Auda searches the sky through the car window. Eyes practically identical to hers stare back at them. Perhaps they’re stars, yet when she blinks, they dissolve. There is only her and Red floating on a black ribbon. She takes all this as normal, but she doesn’t know why. She can’t wait until they get to Mississippi. They’ll sleep on top of the mound at the Nanih Waiya. “The sky will be clear and bright there,” she says, “and I know we’ll at last be happy.”
“You wore the dress I gave you, after all?”
Auda scrutinizes her clothes. She’s wearing the red dress, but her high heels are splattered with dried blood.

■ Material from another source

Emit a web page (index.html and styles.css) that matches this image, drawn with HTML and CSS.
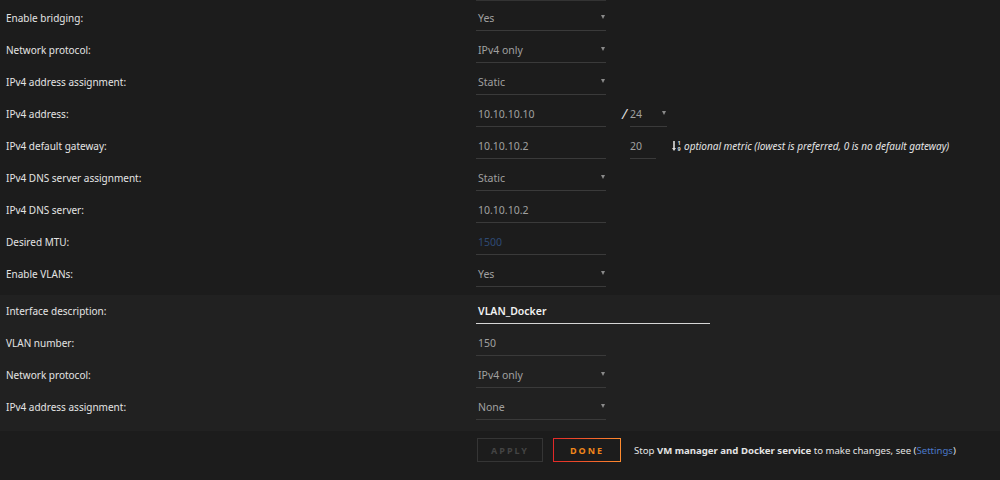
FILE: index.html
```html
<!DOCTYPE html>
<html lang="en">
<head>
    <meta charset="UTF-8">
    <title>Interface eth0</title>
    <link rel="stylesheet" href="styles.css">
</head>
<body>
    <div class="cut-row">
        <div class="cut-line"></div>
    </div>

    <!-- Interface settings -->
    <div class="section">
        <div class="row">
            <div class="label">Enable bridging:</div>
            <div class="field select">Yes</div>
        </div>
        <div class="row">
            <div class="label">Network protocol:</div>
            <div class="field select">IPv4 only</div>
        </div>
        <div class="row">
            <div class="label">IPv4 address assignment:</div>
            <div class="field select">Static</div>
        </div>
        <div class="row">
            <div class="label">IPv4 address:</div>
            <div class="field">10.10.10.10</div>
            <span class="slash">/</span>
            <div class="field mask select">24</div>
        </div>
        <div class="row">
            <div class="label">IPv4 default gateway:</div>
            <div class="field">10.10.10.2</div>
            <div class="field metric">20</div>
            <div class="hint">
                <svg class="sort-icon" width="10" height="12" viewBox="0 0 10 12">
                    <path d="M2 1v8" stroke="#ddd" stroke-width="1.6"/>
                    <path d="M0 8h4l-2 3z" fill="#ddd"/>
                    <text x="5.5" y="5" font-size="5.5" font-weight="bold" fill="#ddd" font-family="Noto Sans">1</text>
                    <text x="5.5" y="11" font-size="5.5" font-weight="bold" fill="#ddd" font-family="Noto Sans">9</text>
                </svg>
                <i>optional metric (lowest is preferred, 0 is no default gateway)</i>
            </div>
        </div>
        <div class="row">
            <div class="label">IPv4 DNS server assignment:</div>
            <div class="field select">Static</div>
        </div>
        <div class="row">
            <div class="label">IPv4 DNS server:</div>
            <div class="field">10.10.10.2</div>
        </div>
        <div class="row">
            <div class="label">Desired MTU:</div>
            <div class="field placeholder">1500</div>
        </div>
        <div class="row">
            <div class="label">Enable VLANs:</div>
            <div class="field select">Yes</div>
        </div>
    </div>

    <!-- VLAN -->
    <div class="section vlan">
        <div class="row">
            <div class="label">Interface description:</div>
            <div class="field wide">VLAN_Docker</div>
        </div>
        <div class="row">
            <div class="label">VLAN number:</div>
            <div class="field">150</div>
        </div>
        <div class="row">
            <div class="label">Network protocol:</div>
            <div class="field select">IPv4 only</div>
        </div>
        <div class="row">
            <div class="label">IPv4 address assignment:</div>
            <div class="field select">None</div>
        </div>
    </div>

    <div class="actions">
        <button class="btn apply">APPLY</button>
        <button class="btn done">DONE</button>
        <span class="notice">Stop <b>VM manager and Docker service</b> to make changes, see (<a href="#">Settings</a>)</span>
    </div>
</body>
</html>
```

FILE: styles.css
```css
* {
    margin: 0;
    padding: 0;
    box-sizing: border-box;
}

body {
    font-family: "Noto Sans", "Open Sans", sans-serif;
    font-size: 10px;
    background: #1c1c1c;
    color: #e0e0e0;
    width: 1000px;
    height: 480px;
    overflow: hidden;
}

.cut-row {
    height: 2px;
    padding-left: 476px;
}

.cut-line {
    width: 130px;
    height: 1px;
    background: #333;
}

.section {
    padding-bottom: 5px;
}

.section.vlan {
    background: #212121;
    padding-bottom: 8px;
}

.row {
    display: flex;
    align-items: flex-start;
    height: 32px;
}

.label {
    width: 476px;
    padding-left: 6px;
    line-height: 32px;
    color: #e4e4e4;
}

.field {
    position: relative;
    width: 130px;
    height: 25px;
    margin-top: 4px;
    padding-left: 2px;
    line-height: 24px;
    font-size: 10.5px;
    border-bottom: 1px solid #3a3a3a;
    color: #a0a0a0;
}

.select::after {
    content: "";
    position: absolute;
    right: 1px;
    top: 9px;
    border-left: 2.5px solid transparent;
    border-right: 2.5px solid transparent;
    border-top: 4px solid #8a8a8a;
}

.slash {
    width: 24px;
    margin-top: 4px;
    padding-left: 16px;
    line-height: 24px;
    font-size: 14px;
    font-style: italic;
    color: #ddd;
}

.field.mask {
    width: 37px;
    padding-left: 0;
}

.field.metric {
    width: 26px;
    margin-left: 24px;
    padding-left: 0;
}

.hint {
    display: flex;
    align-items: center;
    margin-left: 16px;
    height: 32px;
    color: #e4e4e4;
}

.sort-icon {
    margin-right: 2px;
}

.placeholder {
    color: #2e4a74;
}

.field.wide {
    width: 234px;
    color: #f2f2f2;
    font-weight: 600;
    border-bottom-color: #d6d6d6;
}

.actions {
    display: flex;
    align-items: center;
    padding: 7px 0 0 477px;
}

.btn {
    height: 24px;
    background: transparent;
    font-family: inherit;
    font-size: 9px;
    font-weight: 700;
    letter-spacing: 2px;
}

.apply {
    width: 66px;
    border: 1px solid #353535;
    color: #444;
}

.done {
    width: 68px;
    margin-left: 10px;
    border: 1px solid transparent;
    background: linear-gradient(#1c1c1c, #1c1c1c) padding-box,
                linear-gradient(90deg, #e22828, #ff8c2f) border-box;
    color: #f0861a;
}

.notice {
    margin-left: 13px;
    font-size: 9.6px;
    white-space: nowrap;
    color: #e4e4e4;
}

.notice a {
    color: #4a78c8;
    text-decoration: none;
}
```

“I put it on for you.” She laughs at the absurdity. He laughs too, the same way.
“Still, the dress really suits you,” he says. “It’s amazing how good you look in it—it’s as though it was made for you.”
“Where’s your Harvard tie, the one you always wear? What’s happened to it?”
Red laughs again. “I don’t know about the tie. I seem to have lost it along with everything else.”
Now they’re both in hysterics looking around in the car for his things.
They stop laughing abruptly when they see the large black nylon bag in the backseat of the car full of blood money. The mood becomes sad, and they both know the truth of what has happened. The tribe split, land all burned up, her body violated like the land, his shot clean through. And who could forget the blood revenge that began in 1747?